It certainly Bears examination, no matter how persistently Saban deadpans questions that raise comparisons between him and Alabama coaching legend Bear Bryant.
If it wasn’t clear before Saturday, then it should be after Saturday’s release of the Associated Press Top 25 preseason poll. Of 60 AP voters, 58 believe Saban’s seventh Alabama team will do what no other major college football team has done in the poll era by winning a third straight national title.
Bryant won two in a row twice but never made it three in a row in his 25-year run at Alabama.
Go ahead and argue with history. Scream injustice about circumstances, but history’s judges and juries have ruled, and Bryant never won three national titles in a row.

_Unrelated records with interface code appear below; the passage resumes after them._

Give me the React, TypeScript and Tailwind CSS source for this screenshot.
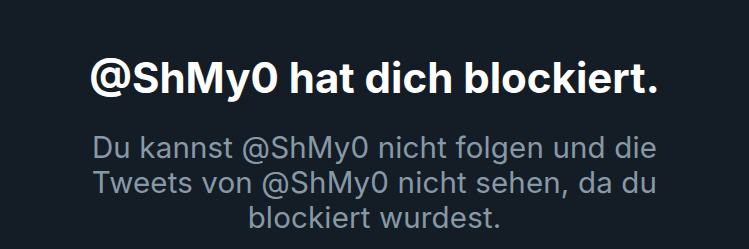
export default function App() {
  return (
    <div className="w-[749px] h-[249px] bg-[#141d26] flex flex-col items-center pt-[53px] font-['Inter',sans-serif] text-center">
      <h1 className="text-[42px] leading-[50px] font-bold text-white">
        @ShMy0 hat dich blockiert.
      </h1>
      <p className="mt-[27px] w-[600px] text-[29.5px] leading-[35px] tracking-[0.15px] text-[#8899a6]">
        Du kannst @ShMy0 nicht folgen und die Tweets von @ShMy0 nicht sehen, da du blockiert wurdest.
      </p>
    </div>
  );
}
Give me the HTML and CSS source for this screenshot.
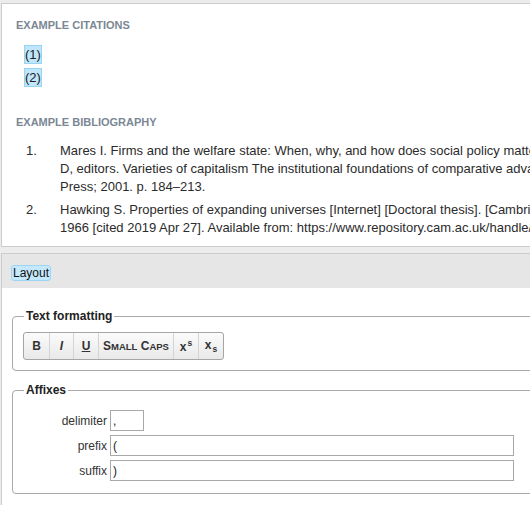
FILE: index.html
```html
<!DOCTYPE html>
<html>
<head>
<meta charset="utf-8">
<link rel="stylesheet" href="styles.css">
</head>
<body>
<div class="page">
  <div class="panel preview">
    <div class="heading">EXAMPLE CITATIONS</div>
    <div class="citations">
      <div class="cite"><span class="hl">(1)</span></div>
      <div class="cite"><span class="hl">(2)</span></div>
    </div>
    <div class="heading bib-heading">EXAMPLE BIBLIOGRAPHY</div>
    <div class="bib">
      <div class="entry">
        <div class="num">1.</div>
        <div class="text">Mares I. Firms and the welfare state: When, why, and how does social policy matter to employers? In: Hall PA, Soskice<br>D, editors. Varieties of capitalism The institutional foundations of comparative advantage. Oxford: Oxford University<br>Press; 2001. p. 184–213.</div>
      </div>
      <div class="entry">
        <div class="num">2.</div>
        <div class="text">Hawking S. Properties of expanding universes [Internet] [Doctoral thesis]. [Cambridge]: University of Cambridge;<br>1966 [cited 2019 Apr 27]. Available from: https://www.repository.cam.ac.uk/handle/1810/251038</div>
      </div>
    </div>
  </div>

  <div class="panel editor">
    <div class="editor-head"><span class="hl-tab">Layout</span></div>
    <div class="editor-body">
      <fieldset class="group">
        <legend>Text formatting</legend>
        <div class="toolbar">
          <span class="btn b">B</span>
          <span class="btn i">I</span>
          <span class="btn u">U</span>
          <span class="btn sc">S<span class="small">MALL</span>&nbsp;C<span class="small">APS</span></span>
          <span class="btn"><span>x<span class="sup">s</span></span></span>
          <span class="btn"><span>x<span class="sub">s</span></span></span>
        </div>
      </fieldset>
      <fieldset class="group affixes">
        <legend>Affixes</legend>
        <div class="form">
          <label class="lbl">delimiter</label>
          <input class="inp short" type="text" value=",">
          <label class="lbl">prefix</label>
          <input class="inp long" type="text" value="(">
          <label class="lbl">suffix</label>
          <input class="inp long" type="text" value=")">
        </div>
      </fieldset>
    </div>
  </div>
</div>
</body>
</html>
```
FILE: styles.css
```css
html, body {
  margin: 0;
  padding: 0;
  background: #ececec;
  overflow: hidden;
  font-family: "Liberation Sans", Arial, sans-serif;
  color: #333;
}

.page {
  width: 780px;
  padding-top: 3px;
}

.panel {
  margin-left: 1px;
  border: 1px solid #cccccc;
  background: #ffffff;
}

.preview {
  padding: 15px 14px 9px 14px;
}

.heading {
  font-size: 11px;
  line-height: 13px;
  font-weight: bold;
  color: #7b8794;
}

.citations {
  margin-top: 13px;
  padding-left: 8px;
}

.cite {
  margin-bottom: 4px;
  font-size: 13px;
}

.cite:last-child {
  margin-bottom: 0;
}

.hl {
  display: inline-block;
  line-height: 17px;
  background: #bfe6fb;
  border: 1px solid #97d4f4;
  color: #222;
}

.bib-heading {
  margin-top: 29px;
}

.bib {
  margin-top: 13px;
  padding-left: 10px;
  font-size: 13px;
  line-height: 18px;
  color: #2b2b2b;
}

.entry {
  display: flex;
  margin-bottom: 5px;
}

.entry:last-child {
  margin-bottom: 0;
}

.num {
  width: 34px;
  flex: none;
}

.text {
  white-space: nowrap;
}

.editor {
  margin-top: 6px;
  border-bottom: none;
  height: 260px;
}

.editor-head {
  background: #e6e6e6;
  height: 34px;
  box-sizing: border-box;
  padding: 9px 0 0 9px;
}

.hl-tab {
  display: inline-block;
  font-size: 12px;
  line-height: 14px;
  padding: 0 1px;
  color: #111;
  background: #c5e9fc;
  border: 1px solid #9dd6f5;
  border-radius: 3px;
}

.editor-body {
  padding: 21px 0 0 10px;
}

.group {
  margin: 0 0 12px 0;
  padding: 9px 10px 10px 10px;
  border: 1px solid #a8a8a8;
  border-radius: 4px;
  min-width: 0;
}

.group legend {
  padding: 0 2px;
  margin-left: 1px;
  font-size: 12px;
  line-height: 14px;
  font-weight: bold;
  color: #222;
}

.toolbar {
  display: inline-flex;
  height: 28px;
  box-sizing: border-box;
  border: 1px solid #a5a5a5;
  border-radius: 3px;
  background: linear-gradient(#fbfbfb, #e9e9e9);
}

.btn {
  display: flex;
  align-items: center;
  justify-content: center;
  min-width: 25px;
  box-sizing: border-box;
  padding: 0 5px;
  font-size: 12px;
  font-weight: bold;
  color: #333;
  border-left: 1px solid #d4d4d4;
}

.btn:first-child {
  border-left: none;
  min-width: 25px;
}

.btn.i {
  font-style: italic;
  min-width: 24px;
}

.btn.u {
  text-decoration: underline;
}

.btn.sc {
  padding: 0 4px;
  min-width: 75px;
}

.btn.sc .small {
  font-size: 9.5px;
}

.btn .sup, .btn .sub {
  display: inline-block;
  font-size: 8.5px;
  margin-left: 1px;
}

.btn .sup {
  vertical-align: 5px;
}

.btn .sub {
  vertical-align: -3px;
}

.affixes {
  padding-top: 13px;
  padding-bottom: 12px;
}

.form {
  display: grid;
  grid-template-columns: 84px auto;
  column-gap: 3px;
  row-gap: 4px;
  justify-items: start;
  align-items: center;
}

.lbl {
  justify-self: end;
  font-size: 12px;
  color: #333;
}

.inp {
  box-sizing: border-box;
  height: 21px;
  margin: 0;
  padding: 0 2px;
  border: 1px solid #a8a8a8;
  font-family: "Liberation Sans", Arial, sans-serif;
  font-size: 12px;
  color: #222;
  background: #fff;
  outline: none;
}

.inp.short {
  width: 34px;
}

.inp.long {
  width: 404px;
}
```
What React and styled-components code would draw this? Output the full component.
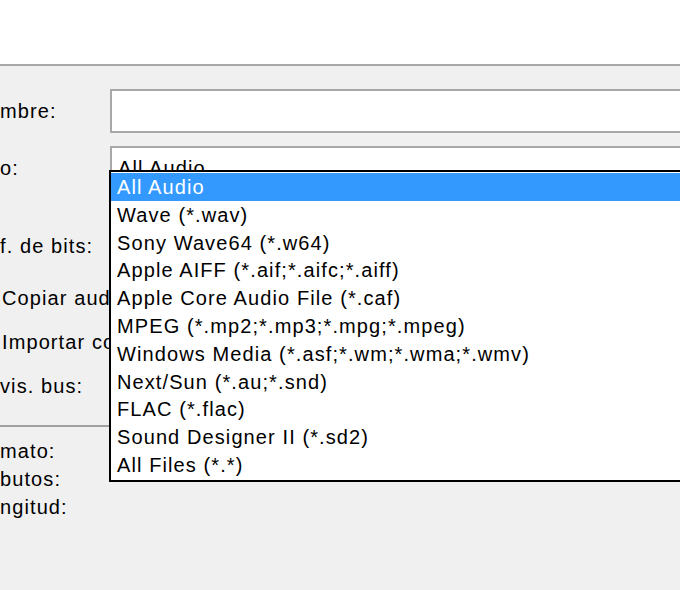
import React from 'react';
import styled, { createGlobalStyle } from 'styled-components';

const Global = createGlobalStyle`
  html, body { margin: 0; padding: 0; background: #f0f0f0; }
  body { font-family: "Liberation Sans", Arial, sans-serif; font-size: 20px; letter-spacing: 1.1px; color: #000; overflow: hidden; }
`;

const Page = styled.div`
  width: 680px;
  height: 590px;
  position: relative;
  overflow: hidden;
`;

const TopArea = styled.div`
  height: 64px;
  background: #fff;
  border-bottom: 2px solid #a8a8a8;
`;

const Form = styled.div`
  position: relative;
  padding-top: 20px;
`;

const Row = styled.div`
  display: flex;
  align-items: center;
  height: ${p => p.h}px;
  margin-top: ${p => p.gap || 0}px;
`;

const Label = styled.div`
  width: 110px;
  flex: none;
  padding-left: ${p => p.indent || 0}px;
  white-space: nowrap;
  overflow: hidden;
  box-sizing: border-box;
`;

const Field = styled.div`
  flex: 1;
  height: 44px;
  box-sizing: border-box;
  background: #fff;
  border: 2px solid #a8a8a8;
  border-right: none;
  display: flex;
  align-items: center;
  padding-left: 6px;
`;

const Divider = styled.div`
  width: 110px;
  height: 2px;
  background: #a0a0a0;
  margin: 17px 0 10px;
`;

const InfoLabel = styled.div`
  height: 28px;
  line-height: 28px;
`;

const List = styled.ul`
  position: absolute;
  left: 109px;
  top: 104px;
  width: 580px;
  margin: 0;
  padding: 1px 0;
  list-style: none;
  background: #fff;
  border: 2px solid #000;
`;

const Item = styled.li`
  height: 27.8px;
  line-height: 28px;
  padding-left: 6px;
  white-space: nowrap;
  background: ${p => (p.active ? '#3399ff' : 'transparent')};
  color: ${p => (p.active ? '#fff' : '#000')};
`;

const items = [
  'All Audio',
  'Wave (*.wav)',
  'Sony Wave64 (*.w64)',
  'Apple AIFF (*.aif;*.aifc;*.aiff)',
  'Apple Core Audio File (*.caf)',
  'MPEG (*.mp2;*.mp3;*.mpg;*.mpeg)',
  'Windows Media (*.asf;*.wm;*.wma;*.wmv)',
  'Next/Sun (*.au;*.snd)',
  'FLAC (*.flac)',
  'Sound Designer II (*.sd2)',
  'All Files (*.*)',
];

export default function App() {
  return (
    <Page>
      <Global />
      <TopArea />
      <Form>
        <Row h={50}>
          <Label>mbre:</Label>
          <Field />
        </Row>
        <Row h={64}>
          <Label>o:</Label>
          <Field>All Audio</Field>
        </Row>
        <Row h={60} gap={16}><Label>f. de bits:</Label></Row>
        <Row h={44}><Label indent={2}>Copiar aud</Label></Row>
        <Row h={44}><Label indent={2}>Importar co</Label></Row>
        <Row h={44}><Label>vis. bus:</Label></Row>
        <Divider />
        <InfoLabel>mato:</InfoLabel>
        <InfoLabel>butos:</InfoLabel>
        <InfoLabel>ngitud:</InfoLabel>
        <List>
          {items.map((t, i) => (
            <Item key={t} active={i === 0}>{t}</Item>
          ))}
        </List>
      </Form>
    </Page>
  );
}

Saban has already done at Alabama what Bryant didn’t, winning three national titles in four years, so the comparison questions naturally arise. He has answered them consistently.
“I don’t think I have any reason that anybody should do that,” Saban said at SEC Media Days. “I think Bear Bryant is probably the greatest coach in college football in terms of what he accomplished, what his legacy is. … There’s no way that we have done anything close to what he’s done in terms of his consistency over time, how he changed what he did to impact the times. They threw the ball and won. They ran the wishbone and won.”
But Saban has done it in the era of the 85-scholarship limit, rising above the parity it wrought.
Bryant was coaching Alabama when the NCAA passed the first scholarship limit in 1973, but that first limit equal today’s full rosters -- 105. The limit dropped to 95 in 1978, four years before he retired, but didn’t fall to 85 until 1992.
For those who doubt how much scholarship limits matter, there’s a reason why we’ve seen only two repeat national champions since 1992. Saban’s Alabama teams were the only ones to do it in the Bowl Championship Series era, which started in 1998.
The BCS era went 15 seasons before seeing its first repeat champion. Saban could win the final three BCS titles, four of the last five and five of the final 11, including his 2003 title at LSU.
Assuming Saban does it, as most poll voters believe he will, should history’s judges and juries penalize him for coaching in an era when coaches rarely stay in one place as long as Bryant stayed at Alabama?
For that matter, should Saban be docked for coaching in an era when coaches don’t coach as long as Bryant did? Including Bryant’s stays at Maryland, Kentucky and Texas A&M, he was a head coach for 38 seasons.
At age 61, Saban is entering his 18th season as a head coach and stands to win his fifth national title. Bryant’s six titles spanned 18 years, from 1961-79, but Saban has won national titles at two schools.
It’s a worthy comparison, wouldn’t you say?
History sends its warnings, though. No one has won three national titles in a row, and the last Saban-led Alabama team to start the season at No. 1 in the AP poll didn’t finish that way.
This season’s Alabama team matched the 2009 Florida team for the highest percentage of first-place votes received in the 63-year history of the preseason rankings, but we know how that turned out for Florida.
If winning three national titles in a row was easy, it wouldn’t be worthy of historic comparisons. If Saban does it, then it’s time to grin and Bear that little talk.